[BEGIN]

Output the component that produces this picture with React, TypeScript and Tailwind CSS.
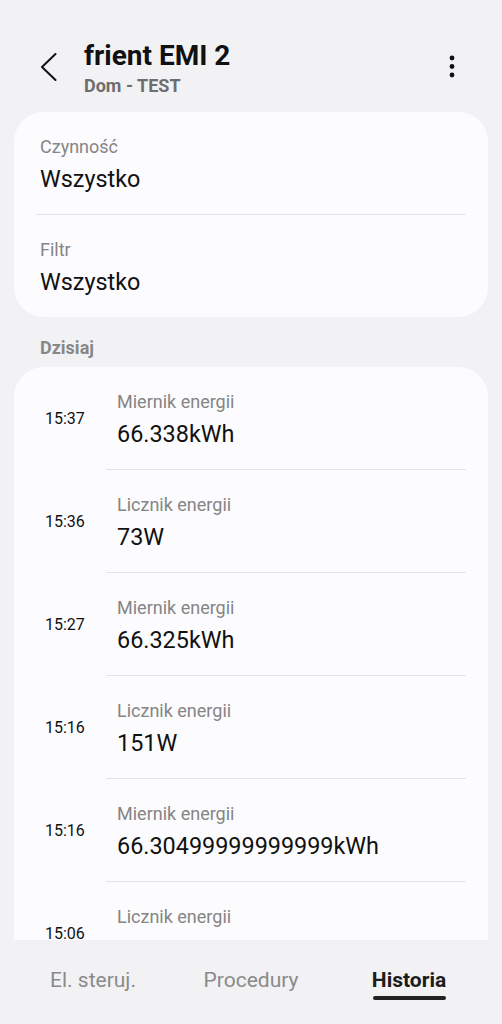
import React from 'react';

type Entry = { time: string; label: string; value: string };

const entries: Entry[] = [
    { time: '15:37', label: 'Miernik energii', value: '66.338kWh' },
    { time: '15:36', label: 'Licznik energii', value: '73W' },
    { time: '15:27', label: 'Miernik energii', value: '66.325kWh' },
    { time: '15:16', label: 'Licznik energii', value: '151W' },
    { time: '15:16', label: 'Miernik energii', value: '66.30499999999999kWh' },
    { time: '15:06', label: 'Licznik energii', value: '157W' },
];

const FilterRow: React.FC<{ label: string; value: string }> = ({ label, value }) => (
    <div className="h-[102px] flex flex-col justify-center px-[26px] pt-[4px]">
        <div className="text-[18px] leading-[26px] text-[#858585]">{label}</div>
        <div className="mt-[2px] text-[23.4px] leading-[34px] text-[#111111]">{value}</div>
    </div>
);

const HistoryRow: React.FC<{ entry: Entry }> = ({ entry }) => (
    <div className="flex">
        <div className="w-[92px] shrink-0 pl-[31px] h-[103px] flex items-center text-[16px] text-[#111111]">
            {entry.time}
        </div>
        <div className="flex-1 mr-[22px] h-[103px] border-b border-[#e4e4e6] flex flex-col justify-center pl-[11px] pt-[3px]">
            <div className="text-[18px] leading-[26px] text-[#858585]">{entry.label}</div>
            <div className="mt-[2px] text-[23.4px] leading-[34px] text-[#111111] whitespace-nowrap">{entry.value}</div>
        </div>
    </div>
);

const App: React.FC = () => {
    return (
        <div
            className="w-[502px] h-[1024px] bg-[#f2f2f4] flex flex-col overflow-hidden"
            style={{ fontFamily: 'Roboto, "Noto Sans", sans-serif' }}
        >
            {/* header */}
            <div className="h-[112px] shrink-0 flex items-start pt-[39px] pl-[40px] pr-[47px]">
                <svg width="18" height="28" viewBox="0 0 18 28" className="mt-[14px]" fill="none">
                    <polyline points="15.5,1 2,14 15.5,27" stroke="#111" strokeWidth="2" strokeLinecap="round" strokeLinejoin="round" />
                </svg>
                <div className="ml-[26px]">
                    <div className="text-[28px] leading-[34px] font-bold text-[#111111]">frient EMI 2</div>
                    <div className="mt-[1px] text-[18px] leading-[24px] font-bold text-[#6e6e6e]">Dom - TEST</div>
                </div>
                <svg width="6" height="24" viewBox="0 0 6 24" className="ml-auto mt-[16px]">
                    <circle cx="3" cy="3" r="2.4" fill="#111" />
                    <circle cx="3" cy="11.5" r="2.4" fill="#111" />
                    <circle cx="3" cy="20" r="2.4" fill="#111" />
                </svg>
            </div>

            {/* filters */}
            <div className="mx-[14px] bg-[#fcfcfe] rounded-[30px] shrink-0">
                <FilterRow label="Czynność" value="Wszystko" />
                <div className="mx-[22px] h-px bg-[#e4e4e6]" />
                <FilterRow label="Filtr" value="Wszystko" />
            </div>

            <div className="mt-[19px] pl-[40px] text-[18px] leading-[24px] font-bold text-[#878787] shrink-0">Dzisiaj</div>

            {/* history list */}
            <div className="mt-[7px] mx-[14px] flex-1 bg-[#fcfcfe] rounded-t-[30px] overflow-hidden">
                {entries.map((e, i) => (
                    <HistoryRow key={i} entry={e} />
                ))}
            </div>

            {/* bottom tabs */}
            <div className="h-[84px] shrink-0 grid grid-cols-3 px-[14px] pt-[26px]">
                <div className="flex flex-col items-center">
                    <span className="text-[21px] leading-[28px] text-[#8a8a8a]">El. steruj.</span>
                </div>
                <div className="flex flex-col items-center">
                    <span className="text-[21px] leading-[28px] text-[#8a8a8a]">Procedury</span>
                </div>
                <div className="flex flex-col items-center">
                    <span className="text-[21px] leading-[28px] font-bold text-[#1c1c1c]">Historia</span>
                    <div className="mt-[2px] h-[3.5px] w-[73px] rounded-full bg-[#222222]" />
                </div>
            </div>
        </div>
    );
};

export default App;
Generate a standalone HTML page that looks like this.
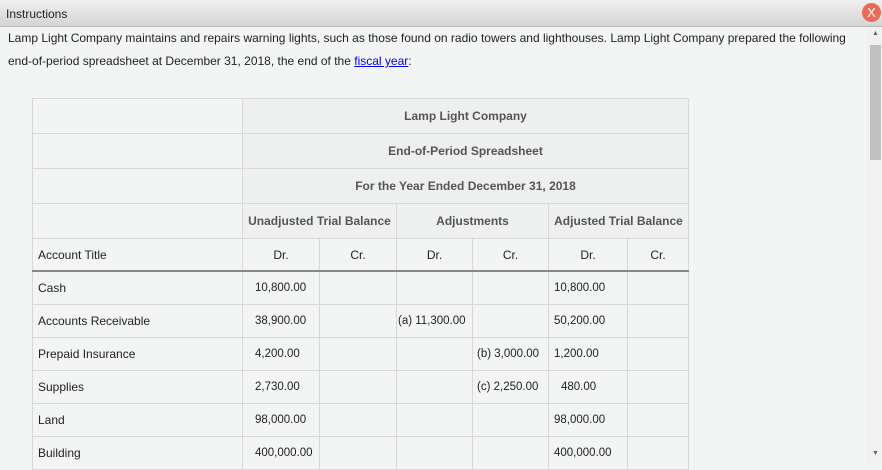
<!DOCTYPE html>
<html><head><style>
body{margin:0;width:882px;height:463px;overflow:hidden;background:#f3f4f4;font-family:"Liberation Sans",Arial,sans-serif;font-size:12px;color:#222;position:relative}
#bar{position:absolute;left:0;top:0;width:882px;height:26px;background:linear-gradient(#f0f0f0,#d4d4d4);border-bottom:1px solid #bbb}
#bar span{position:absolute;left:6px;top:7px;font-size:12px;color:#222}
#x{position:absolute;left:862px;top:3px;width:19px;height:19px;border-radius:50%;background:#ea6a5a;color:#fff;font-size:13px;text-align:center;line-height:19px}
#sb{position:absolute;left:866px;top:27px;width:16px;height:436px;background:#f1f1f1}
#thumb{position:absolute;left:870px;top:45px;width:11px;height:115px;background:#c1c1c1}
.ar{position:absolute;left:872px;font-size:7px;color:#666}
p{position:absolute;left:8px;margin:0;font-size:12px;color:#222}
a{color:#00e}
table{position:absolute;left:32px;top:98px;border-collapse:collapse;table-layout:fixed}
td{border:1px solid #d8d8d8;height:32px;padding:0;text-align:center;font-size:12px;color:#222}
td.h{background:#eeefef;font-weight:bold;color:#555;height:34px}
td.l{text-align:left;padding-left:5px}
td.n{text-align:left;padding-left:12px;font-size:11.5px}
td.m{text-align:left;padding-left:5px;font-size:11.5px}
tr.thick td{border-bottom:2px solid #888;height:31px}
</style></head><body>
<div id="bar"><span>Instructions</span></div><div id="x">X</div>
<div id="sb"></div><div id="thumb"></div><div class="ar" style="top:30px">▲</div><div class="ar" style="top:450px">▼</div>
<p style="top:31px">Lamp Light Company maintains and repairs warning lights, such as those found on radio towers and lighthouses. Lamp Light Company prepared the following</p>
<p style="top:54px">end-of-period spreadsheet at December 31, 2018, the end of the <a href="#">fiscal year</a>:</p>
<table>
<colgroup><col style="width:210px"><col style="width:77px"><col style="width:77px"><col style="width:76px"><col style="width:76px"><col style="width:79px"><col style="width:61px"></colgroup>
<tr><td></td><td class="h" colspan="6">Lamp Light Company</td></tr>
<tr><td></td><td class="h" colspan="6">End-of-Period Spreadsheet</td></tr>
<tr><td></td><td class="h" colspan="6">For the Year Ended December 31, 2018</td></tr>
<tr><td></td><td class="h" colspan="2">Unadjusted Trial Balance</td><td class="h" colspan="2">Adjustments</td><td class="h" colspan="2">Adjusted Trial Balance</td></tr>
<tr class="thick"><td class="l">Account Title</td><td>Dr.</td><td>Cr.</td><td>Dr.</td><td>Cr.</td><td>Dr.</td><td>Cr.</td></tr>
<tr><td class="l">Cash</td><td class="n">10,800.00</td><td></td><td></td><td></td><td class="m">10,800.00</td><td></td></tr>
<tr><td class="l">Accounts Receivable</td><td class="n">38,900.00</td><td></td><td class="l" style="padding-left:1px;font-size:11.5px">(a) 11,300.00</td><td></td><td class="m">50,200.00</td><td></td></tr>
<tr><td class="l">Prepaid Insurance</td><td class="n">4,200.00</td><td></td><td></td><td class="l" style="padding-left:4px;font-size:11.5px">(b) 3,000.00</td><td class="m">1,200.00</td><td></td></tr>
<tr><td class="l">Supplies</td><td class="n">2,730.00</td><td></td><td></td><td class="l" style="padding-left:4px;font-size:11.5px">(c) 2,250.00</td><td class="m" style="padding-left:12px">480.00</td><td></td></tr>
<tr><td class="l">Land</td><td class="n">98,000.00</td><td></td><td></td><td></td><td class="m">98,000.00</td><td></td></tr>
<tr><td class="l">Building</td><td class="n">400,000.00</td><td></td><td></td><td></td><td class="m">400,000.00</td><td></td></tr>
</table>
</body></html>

[END]

## YOUR OBJECTIVE
Begin at the first line of the data above and repeat each line exactly, stopping after the line containing "string; label: string;". Omit the pictures.

## EXERCISE RESPONSE
Output the component that produces this picture with React, TypeScript and Tailwind CSS.
import React from 'react';

type Entry = { time: string; label: string; value: string };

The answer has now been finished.